A random permutation of ordering of the 1200 instruments correlation matrix
Figure 1. A random permutation of ordering of the 1200 instruments correlation matrix

However, reordering the correlation matrix unveils a complex structure of non-diagonal blocks and the subtle interplay between strategies:

The correlation matrix reordered by providers
Figure 2. The correlation matrix reordered by providers
The correlation matrix reordered by an agglomerative hierarchical clustering algorithm
Figure 3. The correlation matrix reordered by an agglomerative hierarchical clustering algorithm

This multifold structure can be leveraged to filter the correlation matrix and highlight relatively homogeneous subgroups of strategies that are closely intertwined.

The upper triangular is filtered and the lower triangular is the linear correlation estimator
Figure 4. The upper triangular is filtered and the lower triangular is the linear correlation estimator

Given its importance, correlation matrix filtering has a long history dating back to 1999 (R. N. Mantegna, The European Physical Journal B Condensed Matter and Complex Systems 11, 193).

It is a dimensionality reduction technique which allows us at Quantilia to identify and better understand the sources of systematic risks.

As a result, we manage to reduce risks to a parsimonious number of key drivers which explain most variations in the returns of our clients’ portfolios.

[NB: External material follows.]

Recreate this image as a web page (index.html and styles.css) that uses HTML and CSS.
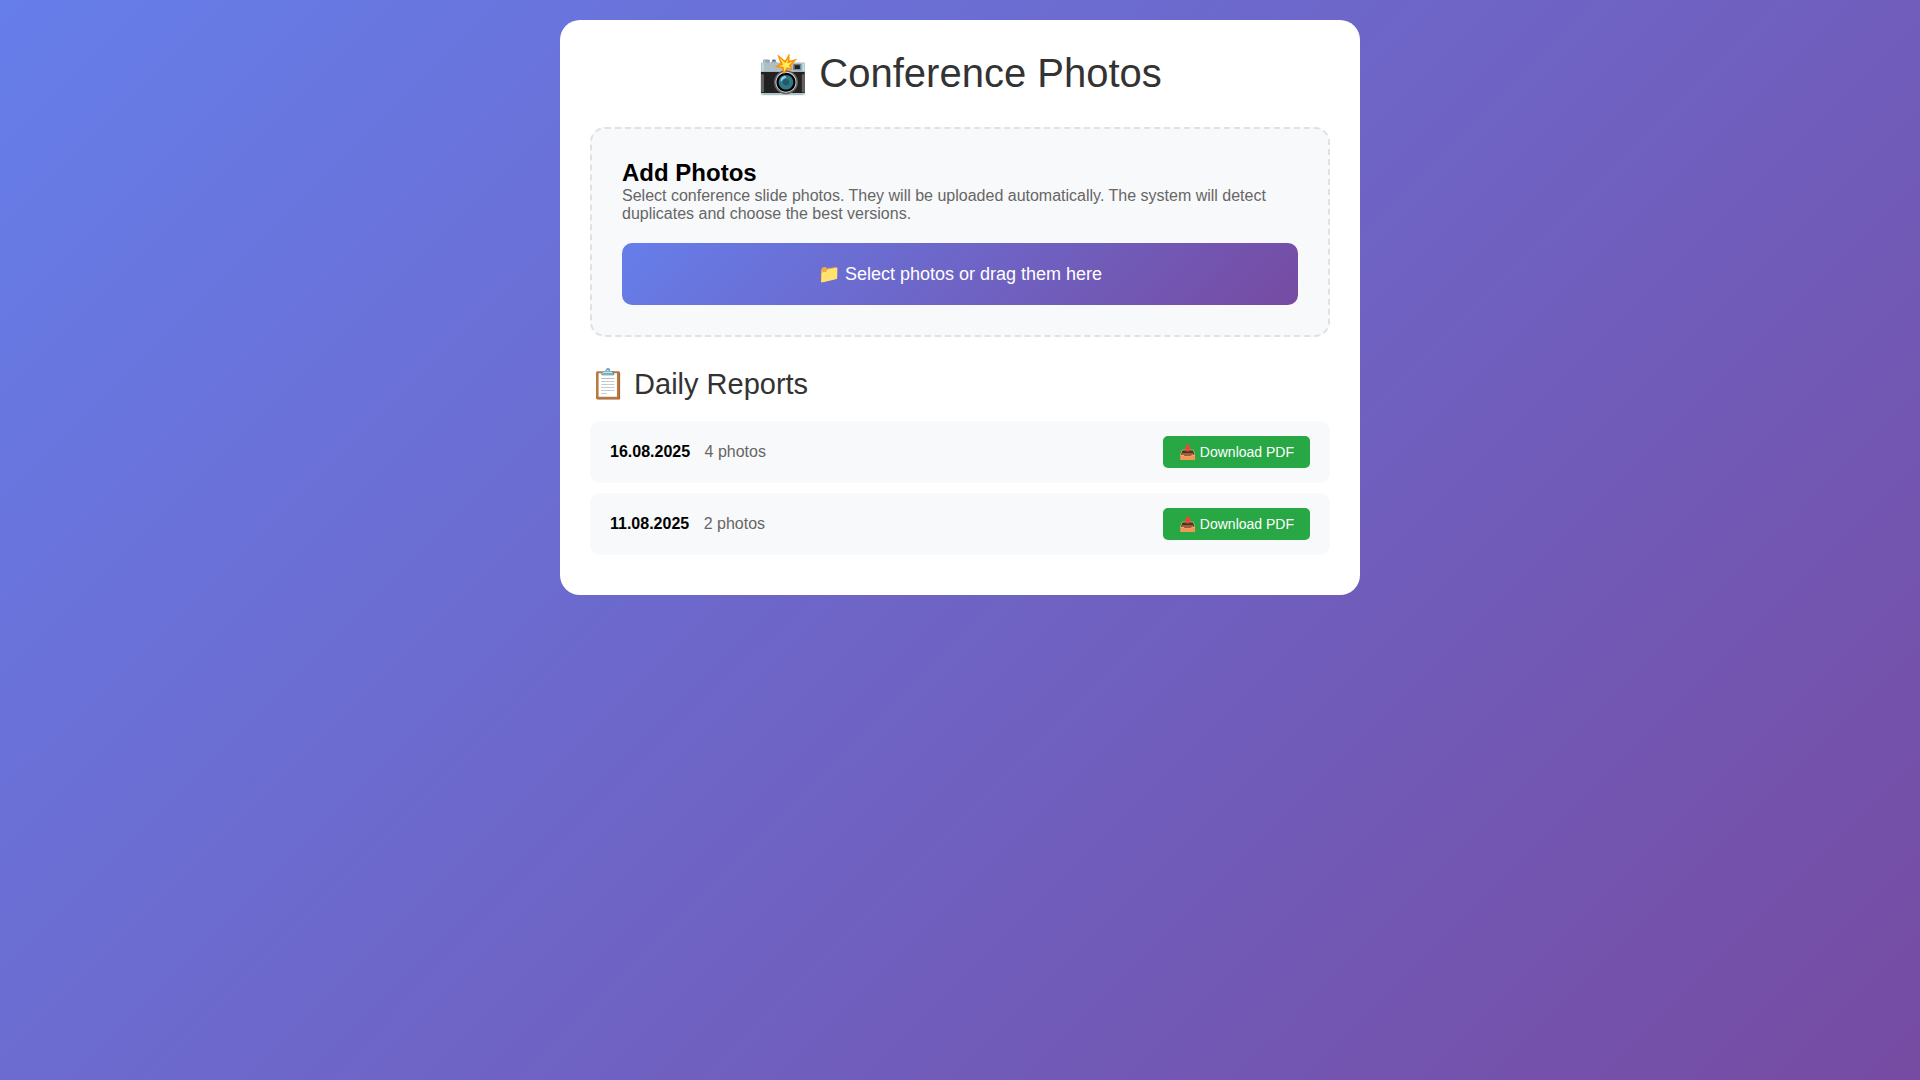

Subjective criteria for grouping elements may be asset class, provider, country, sector, or other considerations based on human activity. Such clusters neglect possibly crucial information held by the correlation matrix, and a substantial part of the structure is lost by breaking it down into arbitrary features. At best, this method may only confirm what we are already able to hypothesize, but it cannot reveal relevant clustering criteria that we did not suspect in advance.

Instead, machine learning techniques unfold and capture some of the structure while retaining information erased out by subjective clustering. Even when the asset class is decided in a subjective way, not to say by arbitrary choice, concurrent groupings of equity ETFs appeared: by country, sector, style etc.

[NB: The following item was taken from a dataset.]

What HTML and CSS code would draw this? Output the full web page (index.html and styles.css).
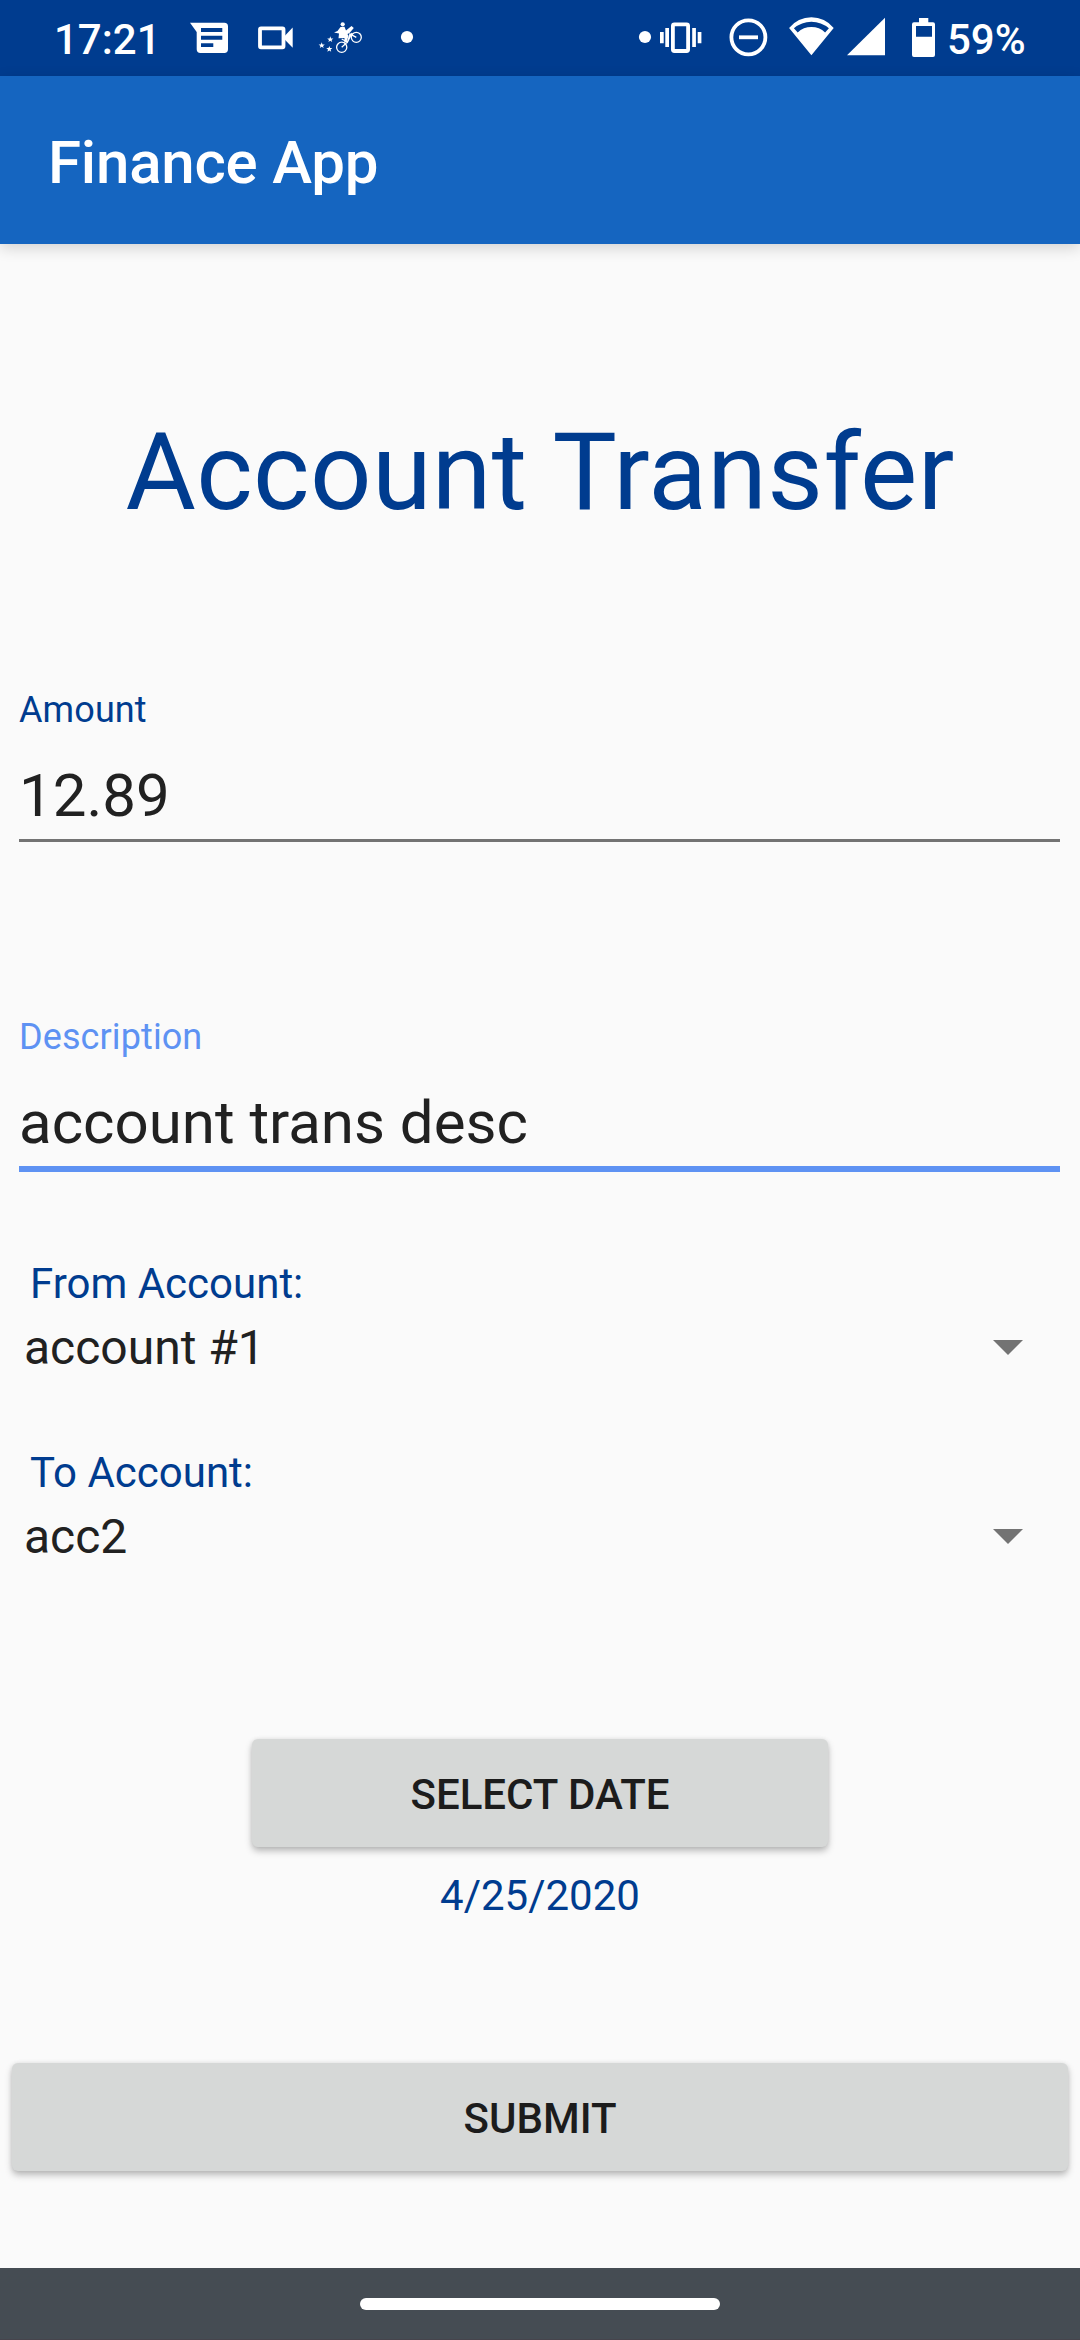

The length of the available time series is very short compared to the number of assets which entails that the correlation matrix is ill-conditioned and thus suffers from significant biais. An opposite issue of the sample size problem is the non-stationarity of correlations.

Structural breaks make correlations fluctuate significantly to such a degree that for now, no reliable maths model can explain those unpredictable discontinuities, whether exogeneous or endogenous. The stocks-bonds correlation is a striking example of such turnarounds: in the late 1990s, its sign changed from positive to negative. Although those occurrences are unforeseeable, a prominent part of the sophisticated non-diagonal structure of the correlation matrix persists through structural breaks. We witness consistency of the grouping on non-overlapping windows.

As correlations play a crucial rule in risk management, it is of utmost importance to filter the correlation matrix in such a way that the persisting structure is preserved. We shall discuss how stable hierarchical structures may be when using bootstrap techniques in another paper. The topic of this paper will be part of the broader issue of correlation matrix filtration for the purpose of portfolio optimization.

A case study

A client has a universe of 71 ETFs. We apply the correlation matrix filtering to this universe.

The correlation matrix of the 71 ETFs
Figure 5. The correlation matrix of the 71 ETFs : the upper triangular is filtered and the lower triangular is the linear correlation estimator
Clustering dendogram and correlation matrices
Figure 6. Clustering dendogram and correlation matrices : unveiling the complex dependence structure of the 71 ETFs

To study a universe of 71 ETFs across several asset classes, we apply our clustering technique to deal with the problem of high correlation among independent variables. Not only does our methodology allow to reduce the dimensionality of the problem, it also allows to filter the correlation matrix, unveiling a complex dependence structure of non-diagonal blocks.

The rationale is to classify ETFs into similar clusters and then choose their representatives so as to remove redundant ETFs. For instance, our methodology allows to bind short equity and volatility ETFs together, but it will not explain in any way the structural break of the stocks-bonds correlation or gold-stocks correlation.

The incentive is threefold: 

  1. It removes repetitive information while preserving the non-stationary part of the correlation;
  2. It sensitizes portfolio managers to collinearity which appears within the same cluster (i.e. ETFs that are driven by the same underlying risk);
  3. Last but not least, clusters can easily be interpreted, narrowing down the high-dimensional allocation problem to a human-scale set of ETFs with economic intuitions.

In order to replicate most of the performance of the devised portfolio, we leverage, once again, the complementarity between AI and human expertise to handle the tradeoff between an imprecise low dimensional problem and an unmanageable high dimensional problem – i.e. zooming in or zooming out of the filtered correlation matrix.